# Tarpon fishing off pier



## Fifty950 (Nov 8, 2016)

Ill be trying to catch tarpon for the first time later this year when they start showing up. My question is, what size leader and what hook is best to easily release the fish?


----------



## TarponDan (Nov 29, 2011)

I prefer 80# test fluorocarbon leader for tarpon. 60# test will get you more strikes, but decent sized tarpon will wear through 60# test a lot more easily.

I like 7/0 Owner 3x strong jigs, which are 1 1/2 oz. I rig them with about a 7" soft plastic jerk shad, Hogy, or something similar. The Owners hook and hold tarpon better than anything else I've tried. Owner and VMC trebles in 3x or 4x strong work pretty well also, but a single hook has better penetrating power than a treble.

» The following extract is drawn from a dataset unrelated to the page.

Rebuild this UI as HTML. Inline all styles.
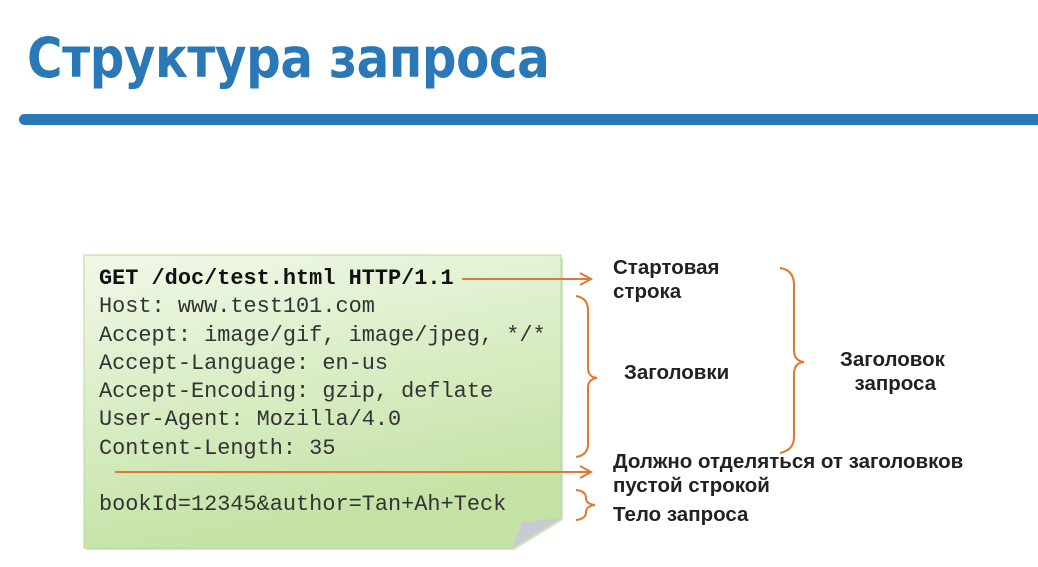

To unhook tarpon, you need to get into the water with them. If they don't throw the hook or break the line, we usually just break the line when we get them back to the pier. The hook will rust out in a few days.


----------



## Fifty950 (Nov 8, 2016)

Breaking the line by just pulling or cutting tour main line? Where does it usually give if you pull, at the knots, leader or swivel? Seems you will have to pull really hard to break that strong of a line.


----------



## Dunt (Aug 14, 2015)

If you are going to just plan on breaking them off, why not use, oh, 40# leader?


----------



## submariner (Oct 2, 2007)

OK where are we talking about and when Are we talking Pensacola or south ?? Are you doing sight fishing ?? or what ??


----------



## Fifty950 (Nov 8, 2016)

submariner said:


> OK where are we talking about and when Are we talking Pensacola or south ?? Are you doing sight fishing ?? or what ??


I plan on sight fishing on okaloosa pier when they start running in a few months.


----------



## jiggly (Apr 12, 2015)

Are you planning on live baiting? Everyone on OIP is throwing swim baits at them.


----------



## Wugitus (Oct 16, 2008)

*Tarpon*

Give the Tarpon a chance to live, use only circle hooks. Treble hooks are deadly, hard to get out and release the fish. Treble hooks are NOT allowed to be used with natural and or live bait. Fish smart, give the Tarpon a chance. thanks


----------



## Fifty950 (Nov 8, 2016)

jiggly said:


> Are you planning on live baiting? Everyone on OIP is throwing swim baits at them.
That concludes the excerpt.